La futurologie, ou si l’on préfère, l’art de faire des prévisions en matière politique, économique ou sociale, n’a jamais été une science exacte. On l’avait déjà perçu il y a un an quand la crise des gilets jaunes a perturbé de manière inattendue l’ordre social. On le mesure, mais à une tout autre échelle aujourd’hui, avec la crise sanitaire qui n’est plus seulement nationale ou régionale, mais mondiale.
A l’exception de ceux, « complotistes » et nationalistes de tous poils qui ont délibérément choisi de se voiler la face et de se murer dans le déni, les observateurs font assaut d’actes de foi et de serments en tous genres pour nous promettre « plus jamais ça ! » Sauf qu’une fois l’orage passé et les morts enterrés, on peut très sérieusement douter qu’un ordre nouveau se substitue brutalement à l’ordre ancien. Trop d’intérêts sont en cause, trop de mauvaises habitudes ont été prises, trop d’avantages sont acquis, trop de certitudes sont véhiculées, rabâchées et matraquées sur les réseaux sociaux pour que les peuples acceptent de modifier en profondeur leur manière de penser, d’agir et de vivre.
Il reste que la facture des événements que nous vivons actuellement sera lourde. On le voit tout particulièrement en matière de protection sociale, le relèvement du plafond d’emprunt de 36 à 79 Md € de l’Acoss (Agence centrale des organismes de sécurité sociale), autrement dit la banque de la sécu, ne constituant qu’un avant-goût des sommes qu’il faudra consacrer au financement de cette crise.
Pour le moment, le gouvernement a choisi de dépenser sans compter. On ne peut lui donner tort. On ne peut pas applaudir les soignants tous les soirs à 20 h et rendre hommage à toutes les professions qui sont au front pour faire vivre un pays à l’arrêt et ne pas récompenser leurs efforts comme ils doivent l’être par des primes exceptionnelles. On ne peut pas confiner une grande partie de la population laborieuse et ne pas débloquer les sommes nécessaires à la mise en chômage partiel de plus de 4 millions de personnes. On ne peut pas faire le constat de l’insuffisance de matériel sanitaire et s’offusquer des sommes dépensées pour s’approvisionner sur des marchés extérieurs. On pourrait naturellement allonger la liste.

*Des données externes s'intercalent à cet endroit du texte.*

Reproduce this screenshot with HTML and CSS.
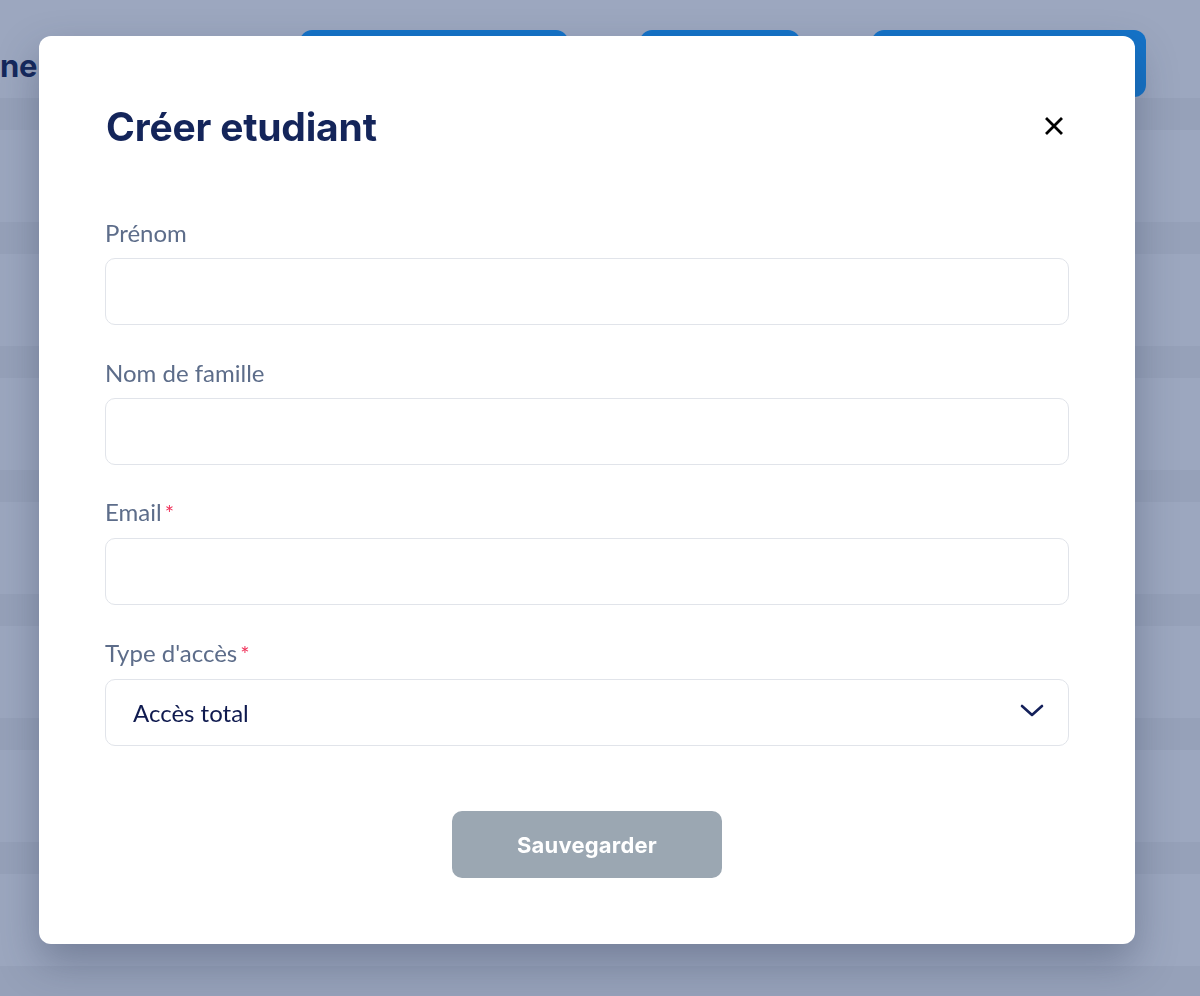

Une fois la crise passée et le « déconfinement » réussi – ce qui n’est pas encore d’actualité – il faudra bien en venir à l’essentiel. Voir ce qui a plutôt bien fonctionné – la mobilisation des personnel de soins, le décloisonnement public-privé, l’exercice d’une vraie solidarité territoriale entre établissements, le recours à la télé-médecine – et ce qui a plus ou moins bien fonctionné – la prise en charge des malades dans les Ehpad, l’approvisionnement en produits de santé, l’exercice d’un droit de retrait massif de ces agents contractuels de droit privé que l’on a substitué aux fonctionnaires…
Partant de là il est vraisemblable qu’il faudra accélérer les réformes engagées dans le système de soins et plus que jamais s’engager résolument dans une politique ambitieuse en faveur des personnes très âgées et en perte d’autonomie qui sortiront traumatisées de cette crise. Le rapport Libault est là. Il a été largement discuté. Il ne reste qu’à l’appliquer.
Pour le reste, on imagine mal qu’en matière de chômage on applique des dispositions qui conduiraient à réduire les droits de catégories sociales actuellement privées d’emploi. De la même façon, comment reprendre la réforme des retraites dans un contexte de pénurie budgétaire quand on se souvient que les pouvoirs publics étaient à la recherche d’une bonne dizaine de Md € pour assurer la viabilité de son régime universel ? Même si l’on peut penser qu’il faudra rependre le dossier, ce ne pourra être que plus tard. Beaucoup plus tard. Dans l’immédiat, le pays aura davantage besoin de se retrouver sur des priorités qu’il faudra financer à grand prix que de se diviser sur ce qui peut encore attendre.